2. Is there testing to ensure understanding and knowledge transfer

3. Is it tracked for compliance by a 3rd party and enforced

Again, it could be an excellent program. In my world we do 2 hours alone on sexual harassment prevention at the entry level for employees. Managers have FAR more hours of training as they are responsible for any employee that comes to them (plus about 12 hours of compliance work twice a year.) 

It could be an apples and oranges comparison. I am simply posing questions. 

Just as an aside, a LOT of study has been taken place on adult learning theory over the years as you can imagine.

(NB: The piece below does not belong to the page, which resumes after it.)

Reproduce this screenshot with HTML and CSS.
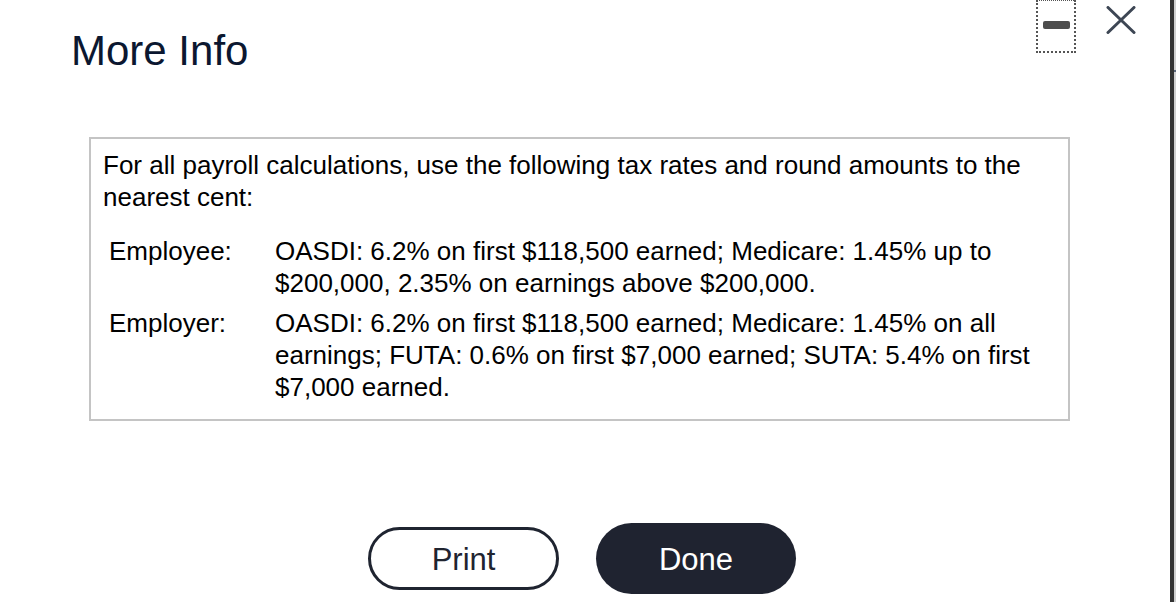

Video presentation comes in towards the bottom of the list when designing curriculum (still above lecture alone.) Adults tend to have limited recall of what they have seen and heard without additional learning methods to reinforce the skill transfer. 

 

I’m sure it’s not perfect. It seems comprehensive to me but I’m not an expert. It reviews signs to look for, mandatory reporting, multiple scenarios with questions/quizzes throughout. To me, I had to pay attention throughout.  It’s a 3rd party and yes, it’s enforced.  It’s  also a WGI requirement and probably for other circuits as well.  

I also had in person training/policy review early in spring training, reminders throughout the season, reiterated through member and staff contracts and DCI did a full town-hall event for all drum corps on the topic last year.  

I’m sure it could be much more, but It’s far and beyond anything I’ve ever had at any of my non-band/drum corps related jobs that I’ve held during my career. I work for a Fortune 500 and it’s a 15-20 minute training video once a year for Managers/Directors.